Former US Secretary of State Mike Pompeo (left). Photo: AP. Former Iraqi Prime Minister Haider al-Abadi (right). Photo: Abadi's office
ERBIL, Kurdistan Region - The Iraqi foreign ministry on Monday denied an alleged meeting between former US Secretary of State Mike Pompeo and former Iraqi Prime Minister Haider al-Abadi in Baghdad in 2017, saying the former US diplomat never visited the Iraqi capital that year.
An excerpt from Pompeo’s new autobiography, Never Give an Inch: Fighting for the America I Love, describes a conversation he allegedly had with Abadi in 2017 inside the premier’s palace, narrating it as an episode in the chronicles that eventually culminated in Washington’s decision to assassinate Iranian commander Qasem Soleimani and Abu Mahdi al-Muhandis.
Pompeo said he had offered the Iraqi PM Washington's financial support in return for halting Iranian electricity imports, otherwise risk putting Baghdad’s power grid under American sanctions.
“Prime Minister Abadi looked me dead in the eye and said, “Mr. Director, when you leave, Qasem Soleimani will come see me. You may take away my money. He will take away my life.” Hard rules to live by,” wrote the former US diplomat.
The Iraqi foreign ministry denied Pompeo’s claims on Monday, stressing that the diplomat never visited Baghdad in 2017, nor met with Abadi.
Abadi’s Victory Alliance also denied the allegations two days prior.
“What Pompeo said contradicts the facts and the course of events… his claim that Soleimani threatens the highest authority in Iraq is a justification for the assassination, which represents an assault on Iraqi sovereignty. We challenge any American institution to officially document these allegations, bearing in mind that all meetings are archived,” read a statement from the alliance.
Pompeo did not visit Al-Abadi in Baghdad, and his allegations are unfounded and part of the American internal partisan struggle.
— Haider Al-Abadi حيدر العبادي (@HaiderAlAbadi) January 28, 2023
Sanctions on Iran were re-imposed end of 2018. They were lifted in 2016 after the nuclear deal. What Pompeo said about sanctions has no basis in 2017.
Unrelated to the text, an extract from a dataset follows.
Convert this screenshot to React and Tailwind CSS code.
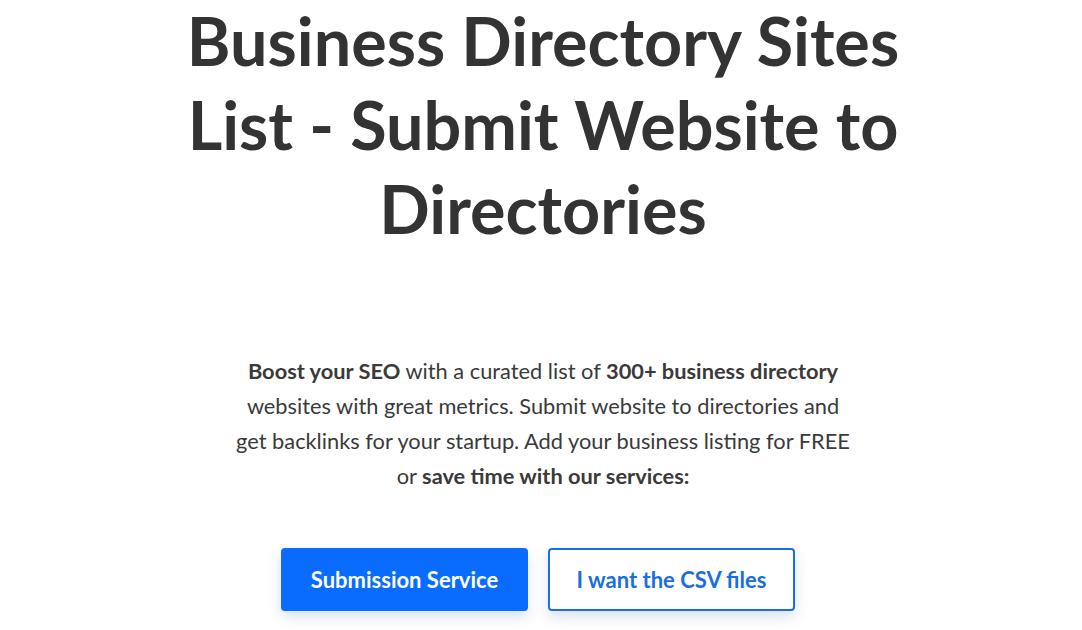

Soleimani, head of the Quds Force, the foreign operations arm of the Islamic Revolutionary Guard Corps (IRGC), was killed in a US airstrike on January 3, 2020, alongside Muhandis, deputy chief of the Popular Mobilization Forces (PMF).
The strike was ordered by former US President Donald Trump in response to the constant attacks by IRGC-allied groups on the US embassy in Baghdad and military bases housing coalition and US forces across the country.
Soleimani and Muhandis were controversial figures in Iraq and the wider region. Muhandis was a founder of pro-Iran militia group Kataib Hezbollah accused by the international community of orchestrating the attacks on bases and numerous kidnappings of activists and protesters. Their killing stunned the Iranian establishment and their regional allies but was welcomed by the US allies in the region.